When these leaders co-lead initiatives like tuition resets or strategic growth planning, they build institutional coherence and trust. This isn’t just operational alignment - it’s strategic leadership.

2. Shared Data Perspective: Align Around What the Numbers Say

A unified approach to data - especially around tuition, financial aid, yield and retention - helps both offices make informed decisions. Tools available in NBOA’s BIIS platform and NAIS’ DASL platform - now inclusive of data from all member segments: NAIS, NBOA (finance), E3n (enrollment) and CASE (advancement), enable schools to analyze shared datasets and create peer groups to benchmark accordingly. But first, schools must commit to entering their data (DASL Foundation Data by October 17 and DASL/BIIS Financial Operations Data by December 5).

Market analysis is also critical. Enrollment isn’t just about internal targets - it’s shaped by external forces like demographics, psychographics, and competition. Financial aid data must be integrated into forecasting, and anecdotal insights from families should be organized and elevated into strategic planning conversations.

Enrollment dashboards that tell a story - weekly reports showing application-to-enrollment ratios and market dynamics - can be powerful tools for cross-functional decision-making.

3. Joint Forecasting and Planning: Model the Future Together

Multi-year projections for enrollment and revenue allow schools to anticipate challenges and opportunities. Scenario modeling and risk management - using tools like NBOA’s Long-Range Financial Model - help schools prepare for uncertainty and make proactive adjustments.

Schools should also consider customer-centered budgeting: starting with what families want, can afford, and value, rather than just expenses. And given that enrollment drives up to 80% of revenue at the majority of schools, enrollment leaders should be recognized as the “chief revenue officers” they are and their insights should be integrated into strategic planning and board-level discussions.

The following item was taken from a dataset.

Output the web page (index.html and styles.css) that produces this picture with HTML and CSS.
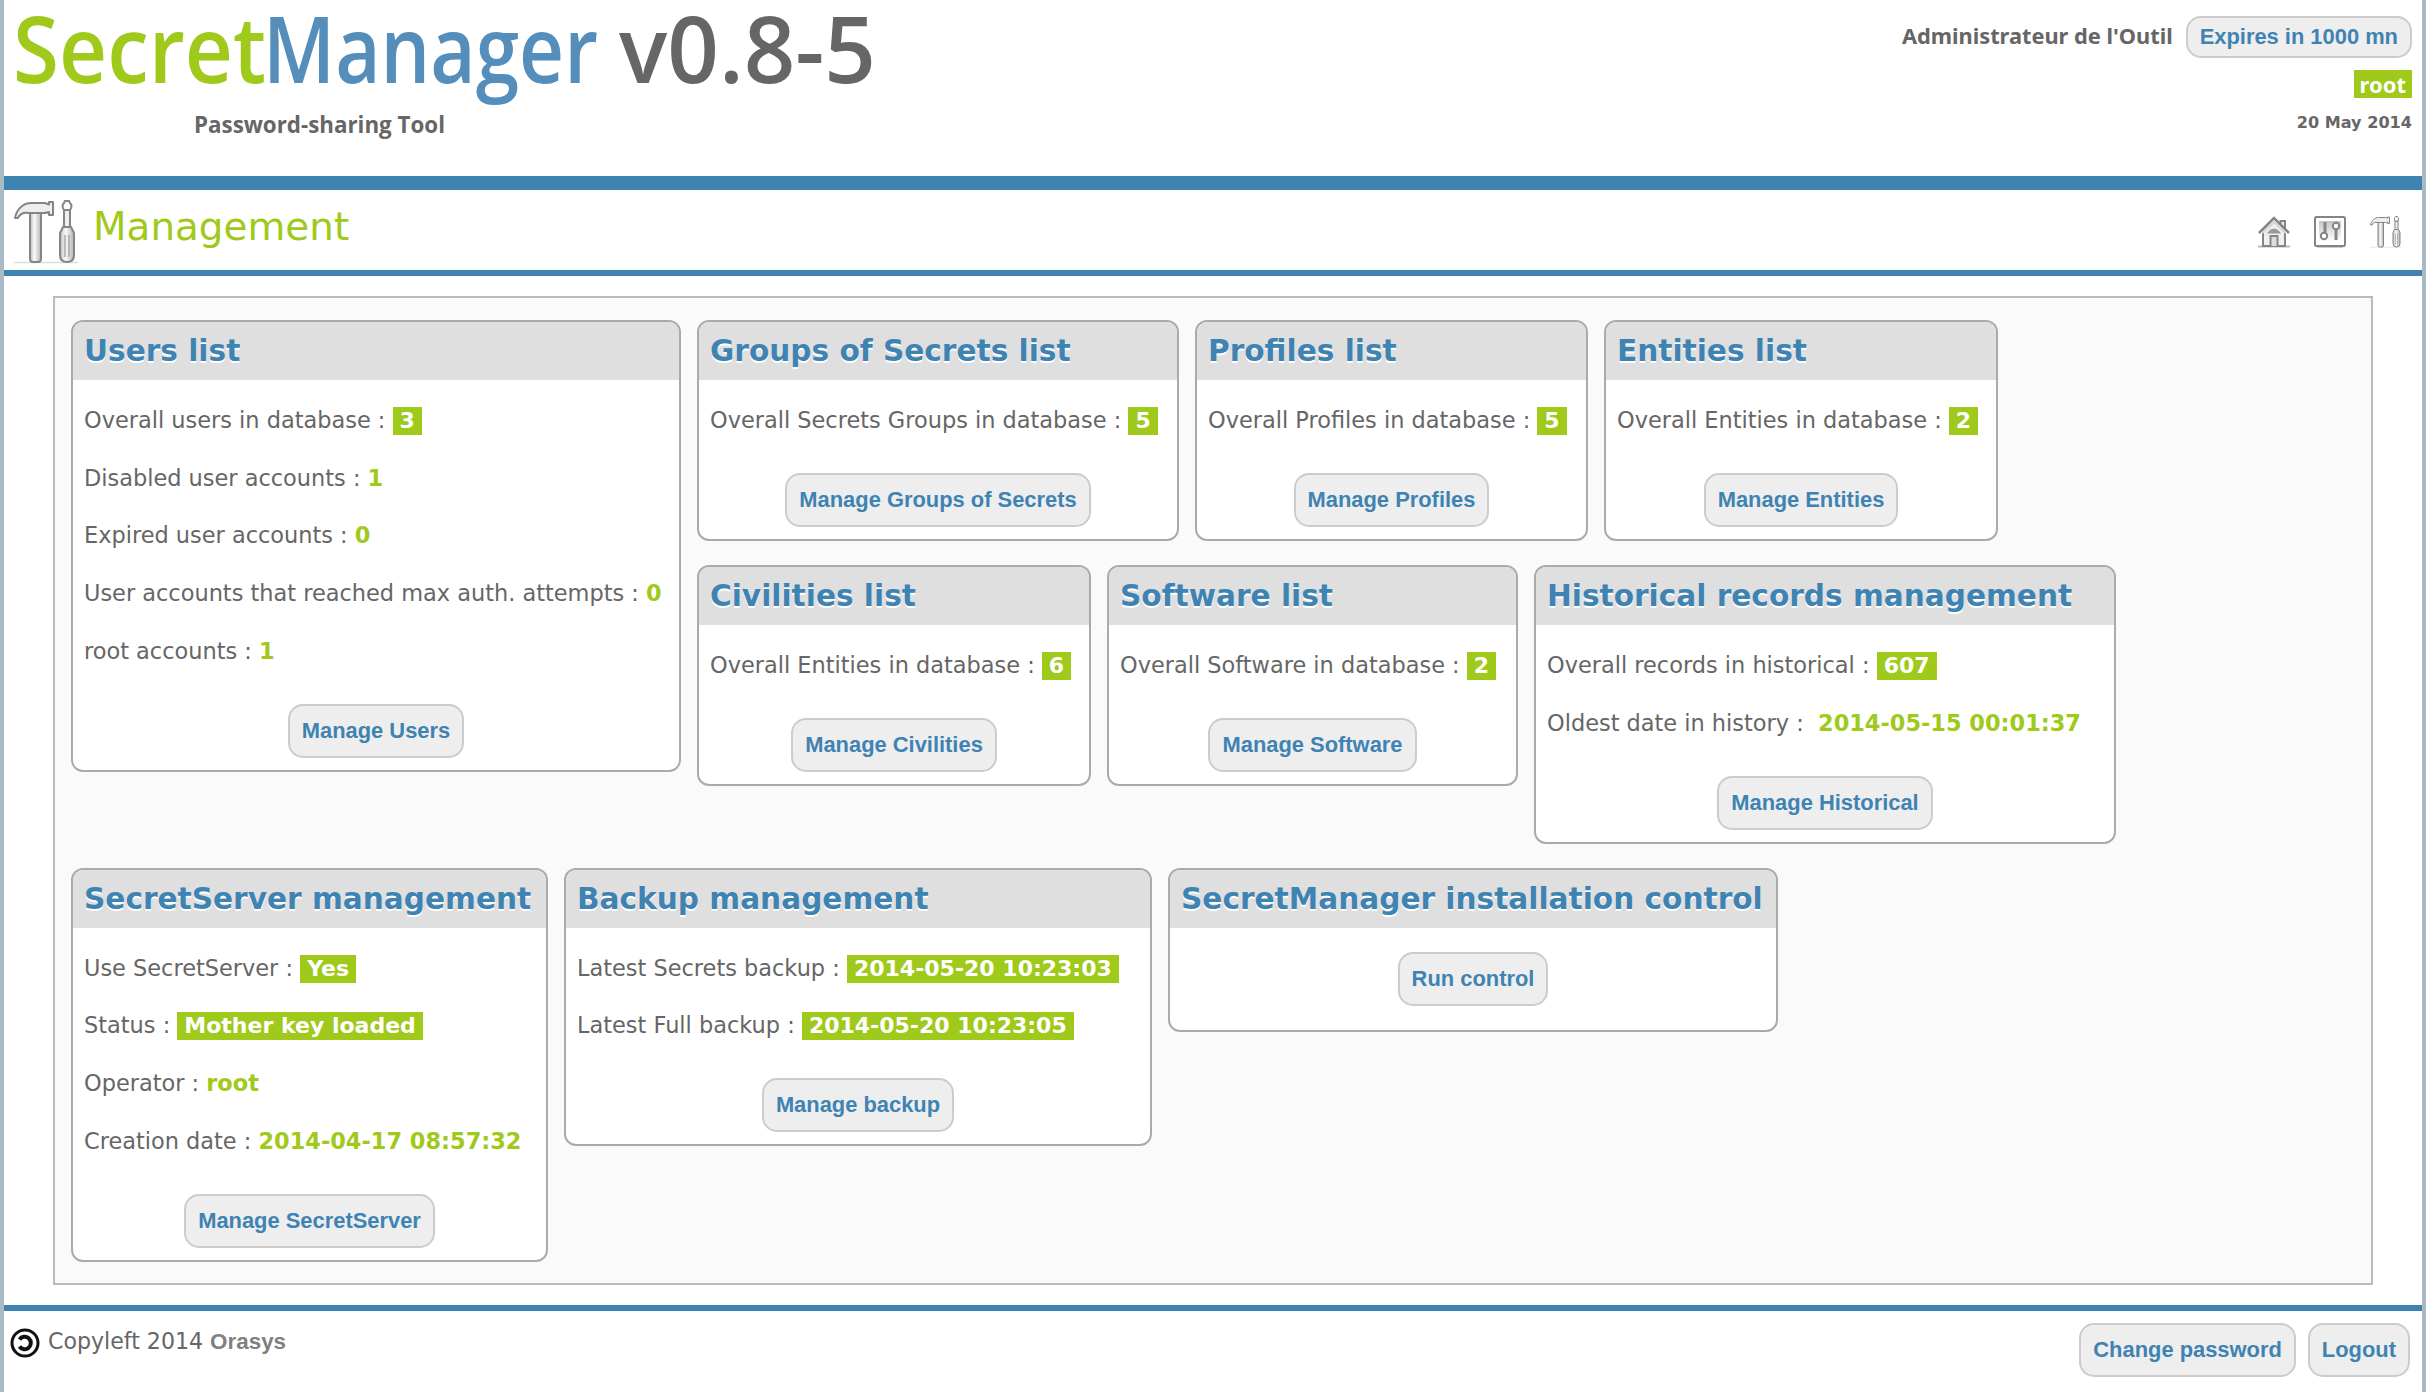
FILE: index.html
```
<!DOCTYPE html>
<html lang="en">
<head>
<meta charset="utf-8">
<title>SecretManager - Management</title>
<link rel="stylesheet" href="styles.css">
</head>
<body>
<svg width="0" height="0" class="defs" aria-hidden="true">
  <defs>
    <linearGradient id="metal" x1="0" x2="1" y1="0" y2="0">
      <stop offset="0" stop-color="#bbb"/><stop offset=".4" stop-color="#fafafa"/><stop offset="1" stop-color="#b4b4b4"/>
    </linearGradient>
    <linearGradient id="panel" x1="0" x2="0" y1="0" y2="1">
      <stop offset="0" stop-color="#c4c4c4"/><stop offset="1" stop-color="#fff"/>
    </linearGradient>
    <symbol id="tools" viewBox="0 0 64 64">
      <path d="M0 62.5H64" stroke="#ddd" stroke-width="1.5"/>
      <path d="M16 13h11v46q0 3-3 3h-5q-3 0-3-3z" fill="url(#metal)" stroke="#858585" stroke-width="2"/>
      <path d="M1 18C3 8 10 3 17 3h14l4 1.500V2h4v13h-4v-3l-4 1H16C10 12 6 13 4 18z" fill="#eee" stroke="#858585" stroke-width="2" stroke-linejoin="round"/>
      <path d="M50 10h6v18h-6z" fill="#eee" stroke="#858585" stroke-width="2"/>
      <path d="M50 10q-3-4 0-7l1-2h4l1 2q3 3 0 7z" fill="#fff" stroke="#858585" stroke-width="2"/>
      <path d="M49 27h8l3 6v22q0 7-7 7t-7-7V33z" fill="url(#metal)" stroke="#858585" stroke-width="2"/>
      <path d="M51 35v22M55 35v22" stroke="#aaa" stroke-width="1.500"/>
    </symbol>
  </defs>
</svg>
<div class="page">
  <header class="banner">
    <div class="brand">
      <svg class="logo" width="880" height="108" viewBox="0 0 880 108">
        <g class="logo-text">
          <text x="13" y="83" textLength="253" lengthAdjust="spacingAndGlyphs" fill="#9fc91b">Secret</text>
          <text x="263" y="83" textLength="335" lengthAdjust="spacingAndGlyphs" fill="#558eba">Manager</text>
          <text x="619" y="83" textLength="257" lengthAdjust="spacingAndGlyphs" fill="#666">v0.8-5</text>
        </g>
      </svg>
      <p class="tagline">Password-sharing Tool</p>
    </div>
    <div class="session">
      <div class="session-user"><span>Administrateur de l'Outil</span><a class="btn btn-slim">Expires in 1000 mn</a></div>
      <span class="tag">root</span>
      <span class="date">20 May 2014</span>
    </div>
  </header>
  <div class="titlebar">
    <svg class="title-icon" width="64" height="64"><use href="#tools"/></svg>
    <h1>Management</h1>
    <nav class="shortcuts">
      <svg width="32" height="32" viewBox="0 0 32 32" fill="none" stroke="#858585" stroke-width="2">
        <path d="M0 30.500H32" stroke="#bbb"/>
        <path d="M22.500 9V5h4.500v9" fill="#eee"/>
        <path d="M5 16V30H27V16L16 6z" fill="#f0f0f0"/>
        <path d="M1 17L16 2 31 17" stroke-width="2.500"/>
        <path d="M4 17L16 6 28 17" stroke="#ddd" stroke-width="2"/>
        <path d="M12.500 30V20h7v10" fill="#ddd"/>
        <path d="M11 16.500q5-6 10 0z" fill="#999" stroke="#999"/>
      </svg>
      <svg width="32" height="32" viewBox="0 0 32 32" fill="none" stroke="#858585" stroke-width="2">
        <path d="M3 31.500H29" stroke="#ccc" stroke-width="1"/>
        <rect x="1" y="1" width="30" height="29" rx="1.500" fill="#fff"/>
        <rect x="5" y="5" width="22" height="20" fill="url(#panel)" stroke="none"/>
        <path d="M11 6v11M22 12v12" stroke-width="3"/>
        <circle cx="10" cy="20" r="3.200" fill="#fff"/><circle cx="22" cy="10" r="3.200" fill="#fff"/>
      </svg>
      <svg width="32" height="32"><use href="#tools"/></svg>
    </nav>
  </div>
  <main class="board">
    <section class="group">
      <article class="card w-users">
        <h2>Users list</h2>
        <p>Overall users in database : <b class="tag">3</b></p>
        <p>Disabled user accounts : <b>1</b></p>
        <p>Expired user accounts : <b>0</b></p>
        <p>User accounts that reached max auth. attempts : <b>0</b></p>
        <p>root accounts : <b>1</b></p>
        <a class="btn">Manage Users</a>
      </article>
      <div class="stack">
        <div class="line">
          <article class="card w-groups"><h2>Groups of Secrets list</h2><p>Overall Secrets Groups in database : <b class="tag">5</b></p><a class="btn">Manage Groups of Secrets</a></article>
          <article class="card w-profiles"><h2>Profiles list</h2><p>Overall Profiles in database : <b class="tag">5</b></p><a class="btn">Manage Profiles</a></article>
          <article class="card w-entities"><h2>Entities list</h2><p>Overall Entities in database : <b class="tag">2</b></p><a class="btn">Manage Entities</a></article>
        </div>
        <div class="line">
          <article class="card w-civilities"><h2>Civilities list</h2><p>Overall Entities in database : <b class="tag">6</b></p><a class="btn">Manage Civilities</a></article>
          <article class="card w-software"><h2>Software list</h2><p>Overall Software in database : <b class="tag">2</b></p><a class="btn">Manage Software</a></article>
          <article class="card w-history"><h2>Historical records management</h2><p>Overall records in historical : <b class="tag">607</b></p><p>Oldest date in history : &nbsp;<b>2014-05-15 00:01:37</b></p><a class="btn">Manage Historical</a></article>
        </div>
      </div>
    </section>
    <section class="group">
      <article class="card w-server">
        <h2>SecretServer management</h2>
        <p>Use SecretServer : <b class="tag">Yes</b></p>
        <p>Status : <b class="tag">Mother key loaded</b></p>
        <p>Operator : <b>root</b></p>
        <p>Creation date : <b>2014-04-17 08:57:32</b></p>
        <a class="btn">Manage SecretServer</a>
      </article>
      <article class="card w-backup">
        <h2>Backup management</h2>
        <p>Latest Secrets backup : <b class="tag">2014-05-20 10:23:03</b></p>
        <p>Latest Full backup : <b class="tag">2014-05-20 10:23:05</b></p>
        <a class="btn">Manage backup</a>
      </article>
      <article class="card w-control">
        <h2>SecretManager installation control</h2>
        <a class="btn btn-only">Run control</a>
      </article>
    </section>
  </main>
  <footer class="footer">
    <div class="copyleft">
      <svg width="30" height="30" viewBox="0 0 30 30" fill="none" stroke="#111">
        <circle cx="15" cy="15" r="13" stroke-width="3"/>
        <path d="M9.500 11.500A6.200 6.200 0 1 1 9.500 18.500" stroke-width="4"/>
      </svg>
      <span>Copyleft 2014 <strong>Orasys</strong></span>
    </div>
    <div class="actions"><a class="btn">Change password</a><a class="btn">Logout</a></div>
  </footer>
</div>
</body>
</html>
```
FILE: styles.css
```
* { box-sizing: border-box; }
body {
  margin: 0;
  background: #fff;
  color: #666;
  font: 22.45px/28px "DejaVu Sans", Verdana, sans-serif;
}
h1, h2, p { margin: 0; }
.defs { display: block; }
.page {
  height: 1392px;
  overflow: hidden;
  border: solid #a8bac3;
  border-width: 0 4px;
}

.banner {
  display: flex;
  justify-content: space-between;
  height: 190px;
  border-bottom: 14px solid #3f83b3;
}
.logo { display: block; margin-left: -4px; }
.logo-text { font: 600 92px "Open Sans", sans-serif; }
.tagline {
  padding: 3px 0 0 190px;
  font: bold 22.35px/28px "Open Sans", sans-serif;
}
.session {
  display: flex;
  flex-direction: column;
  align-items: flex-end;
  padding: 16px 10px 0 0;
}
.session-user {
  display: flex;
  align-items: center;
  gap: 13px;
  height: 42px;
  margin-bottom: 12px;
  font: bold 21.8px/28px "Noto Sans", sans-serif;
}
.session-user span { position: relative; top: -1px; }
.date {
  margin-top: 11px;
  font-size: 16.1px;
  font-weight: bold;
}

.titlebar {
  display: flex;
  height: 86px;
  padding-left: 10px;
  border-bottom: 6px solid #3f83b3;
}
.title-icon { margin-top: 10px; }
h1 {
  padding: 14px 0 0 15px;
  color: #9fc91b;
  font-size: 38.9px;
  font-weight: normal;
  line-height: 46px;
}
.shortcuts {
  display: flex;
  gap: 24px;
  margin: 26px 20px 0 auto;
}

.board {
  display: flex;
  flex-direction: column;
  gap: 24px;
  height: 989px;
  margin: 20px 49px;
  padding: 22px 16px;
  border: 2px solid #bbb;
  background: #fafafa;
}
.group, .line { display: flex; align-items: flex-start; gap: 16px; }
.stack { display: flex; flex-direction: column; gap: 24px; }
.card {
  display: flex;
  flex-direction: column;
  overflow: hidden;
  padding-bottom: 12px;
  border: 2px solid #aaa;
  border-radius: 12px;
  background: #fff;
  white-space: nowrap;
}
.card h2 {
  height: 58px;
  margin-bottom: 26px;
  padding-left: 11px;
  background: #dfdfdf;
  color: #3f83b3;
  font-size: 29.6px;
  line-height: 59px;
  text-shadow: 0 2px 0 #fff;
}
.card p { height: 28px; margin-bottom: 29.7px; padding-left: 11px; }
.card b { color: #9fc91b; }
.card .btn { align-self: center; margin-top: 9.300px; }
.card .btn-only { margin: -2px 0 12px; }
.w-users { width: 610px; }
.w-groups { width: 482px; }
.w-profiles { width: 393px; }
.w-entities { width: 394px; }
.w-civilities { width: 394px; }
.w-software { width: 411px; }
.w-history { width: 582px; }
.w-server { width: 477px; }
.w-backup { width: 588px; }
.w-control { width: 610px; }

.tag, .card .tag {
  display: inline-block;
  padding: 0 7px;
  background: #9fc91b;
  color: #fff;
  font-size: 22px;
  font-weight: bold;
  line-height: 28px;
}
.session .tag { padding: 0 6px; font-family: "Noto Sans", sans-serif; }
.btn {
  display: block;
  height: 54px;
  padding: 0 12px;
  border: 2px solid #ccc;
  border-radius: 15px;
  background: #eee;
  color: #3f83b3;
  font: bold 21.9px/50px "Liberation Sans", Arial, sans-serif;
}
.btn-slim { height: 42px; line-height: 38px; }

.footer {
  display: flex;
  justify-content: space-between;
  padding: 18px 12px 0 6px;
  border-top: 6px solid #3f83b3;
}
.copyleft { display: flex; gap: 8px; font-size: 22.100px; }
.copyleft svg { margin: -1px 0 0; }
.copyleft span { position: relative; top: -2px; }
.copyleft strong { color: #808080; font-family: "Liberation Sans", Arial, sans-serif; font-size: 22.400px; }
.actions { display: flex; gap: 12px; margin-top: -6px; }
```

4. Mission-Driven Financial Aid: Align Values with Strategy

Financial aid isn’t just a budget line - it’s a strategic lever. When aligned with enrollment goals and institutional values, it fosters access, diversity and sustainability. Retention is key: attrition is costly, especially when lower-tuition grades replace higher ones.

Schools must also distinguish between mission-fit and mission-close. Pressure to fill seats can lead to enrolling students who aren’t well-matched, increasing support costs and risking long-term retention. Strategic financial aid policies can help avoid this trap.

Closing Thought

Strategic collaboration between enrollment and business leaders isn’t just beneficial - it’s essential. By aligning data, leadership and values, schools can build resilient models that serve both mission and margin.

But collaboration doesn’t happen by accident. Business officers should reach out intentionally to their enrollment colleagues - not just during budget season, but throughout the year - to build trust, share insights and co-create solutions. Ask questions. Share dashboards. Walk the halls together. These small actions build a culture of partnership that pays dividends in strategic clarity and institutional coherence.

Additionally, Heads of School play a critical role in fostering this partnership. By modeling cross-functional leadership and ensuring both enrollment and finance perspectives are represented in strategic planning, heads can elevate collaboration from a tactical necessity to a cultural norm. When enrollment and business leaders are aligned, the entire school benefits - from boardroom decisions to classroom experiences.